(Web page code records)
--- begin ---

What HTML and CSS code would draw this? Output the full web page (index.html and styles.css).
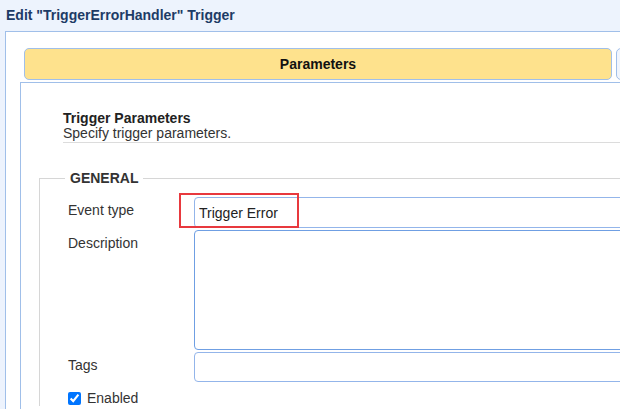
FILE: index.html
```html
<!DOCTYPE html>
<html lang="en">
<head>
  <meta charset="UTF-8">
  <meta name="viewport" content="width=device-width, initial-scale=1.0">
  <title>Edit Trigger</title>
  <link rel="stylesheet" href="styles.css">
</head>
<body>
  <div class="title">Edit "TriggerErrorHandler" Trigger</div>
  <div class="dialog">
    <div class="tabs">
      <div class="tab active">Parameters</div>
      <div class="tab"></div>
    </div>
    <div class="pane">
      <div class="section-head">
        <h2>Trigger Parameters</h2>
        <p>Specify trigger parameters.</p>
      </div>
      <fieldset class="group">
        <legend>GENERAL</legend>
        <div class="row">
          <label for="event-type">Event type</label>
          <div class="field">
            <input type="text" id="event-type" value="Trigger Error">
            <span class="mark"></span>
          </div>
        </div>
        <div class="row">
          <label for="description">Description</label>
          <div class="field">
            <textarea id="description"></textarea>
          </div>
        </div>
        <div class="row">
          <label for="tags">Tags</label>
          <div class="field">
            <input type="text" id="tags">
          </div>
        </div>
        <div class="check">
          <input type="checkbox" id="enabled" checked>
          <label for="enabled">Enabled</label>
        </div>
      </fieldset>
    </div>
  </div>
</body>
</html>
```

FILE: styles.css
```css
body {
  margin: 0;
  background: #edf3fd;
  font-family: "Liberation Sans", Arial, sans-serif;
  font-size: 14px;
  color: #333;
  overflow: hidden;
  height: 409px;
}

.title {
  height: 31px;
  line-height: 31px;
  padding-left: 6px;
  font-weight: bold;
  color: #1d3b66;
}

.dialog {
  margin-left: 5px;
  border-left: 1px solid #a0bfe9;
  border-top: 1px solid #a0bfe9;
  background: #fff;
  padding: 16px 0 0 14px;
  height: 377px;
  overflow: hidden;
}

.tabs {
  display: flex;
  gap: 4px;
  margin-left: 4px;
  width: 800px;
}

.tab {
  flex-shrink: 0;
  height: 30px;
  line-height: 30px;
  border: 1px solid #a0bfe9;
  border-radius: 5px;
  background: #f0f5fd;
  font-weight: bold;
  color: #111;
  text-align: center;
  width: 200px;
}

.tab.active {
  width: 586px;
  background: #fee28d;
}

.pane {
  margin-top: 2px;
  border-left: 1px solid #a0bfe9;
  border-top: 1px solid #a0bfe9;
  height: 400px;
}

.section-head {
  padding: 28px 0 1px 0;
  margin-left: 42px;
  border-bottom: 1px solid #dcdcdc;
}

.section-head h2 {
  margin: 0;
  font-size: 14px;
  line-height: 15px;
  color: #222;
}

.section-head p {
  margin: 0;
  line-height: 15px;
  color: #333;
}

.group {
  margin: 27px 0 0 18px;
  padding: 11px 0 0 28px;
  border: 1px solid #d6d6d6;
  border-right: none;
  border-bottom: none;
  min-width: 0;
}

.group legend {
  margin-left: -3px;
  padding: 0 5px;
  font-weight: bold;
  line-height: 16px;
  color: #333;
}

.row {
  display: flex;
  margin-bottom: 2px;
}

.row label {
  width: 126px;
  flex-shrink: 0;
  padding-top: 5px;
  line-height: 16px;
}

.field {
  position: relative;
  flex-shrink: 0;
  width: 600px;
}

.field input,
.field textarea {
  box-sizing: border-box;
  width: 100%;
  margin: 0;
  border: 1px solid #93b5ea;
  border-radius: 4px;
  padding: 0 4px;
  font-family: "Liberation Sans", Arial, sans-serif;
  font-size: 14px;
  color: #222;
  background: #fff;
  display: block;
}

#event-type {
  height: 31px;
}

.field textarea {
  height: 120px;
  border-color: #6f9fe3;
  resize: none;
}

#tags {
  height: 30px;
}

.mark {
  position: absolute;
  left: -15px;
  top: -4px;
  width: 116px;
  height: 31px;
  border: 2px solid #e8393e;
}

.check {
  display: flex;
  align-items: center;
  margin-top: 8px;
  height: 16px;
}

.check input {
  margin: 0 6px 0 0;
  width: 13px;
  height: 13px;
}
```
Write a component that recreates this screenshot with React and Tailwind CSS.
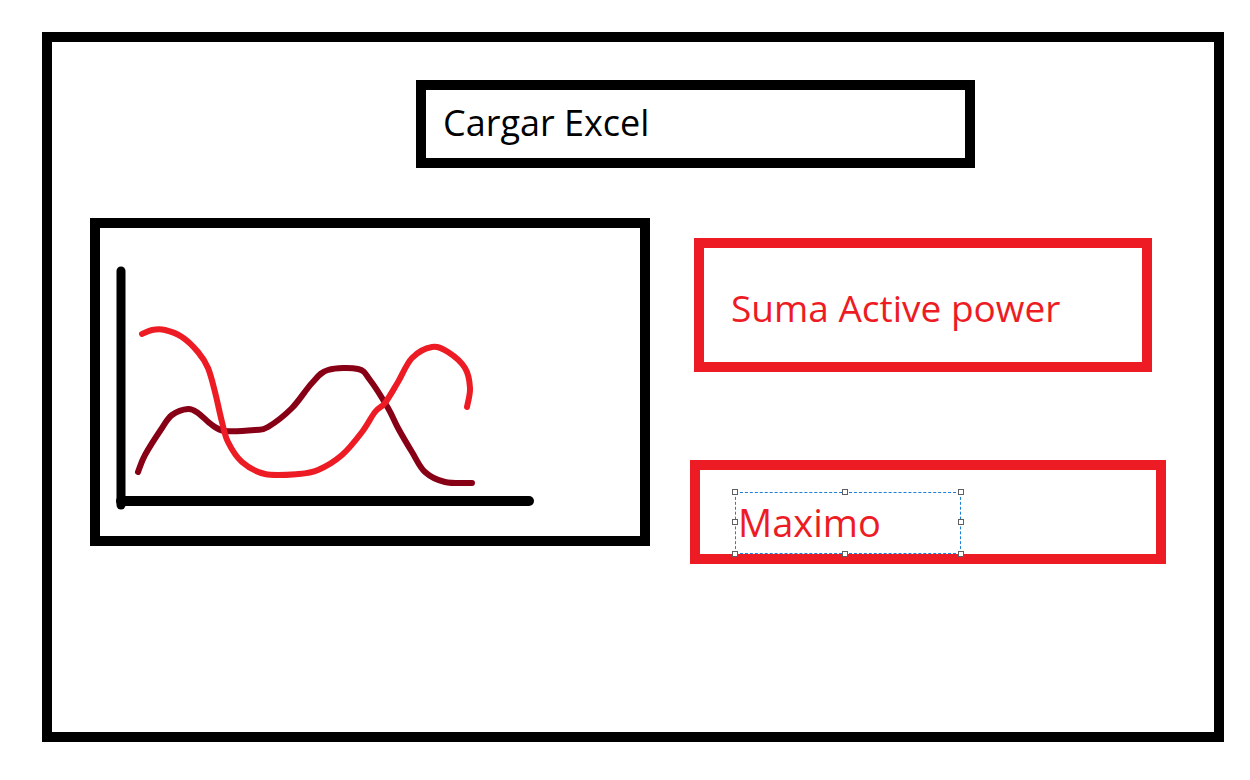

--- end ---

→ Goal: Pull out all lines containing the word "styles" from the entries above.

→ Finished answer:
What HTML and CSS code would draw this? Output the full web page (index.html and styles.css).
  <link rel="stylesheet" href="styles.css">
FILE: styles.css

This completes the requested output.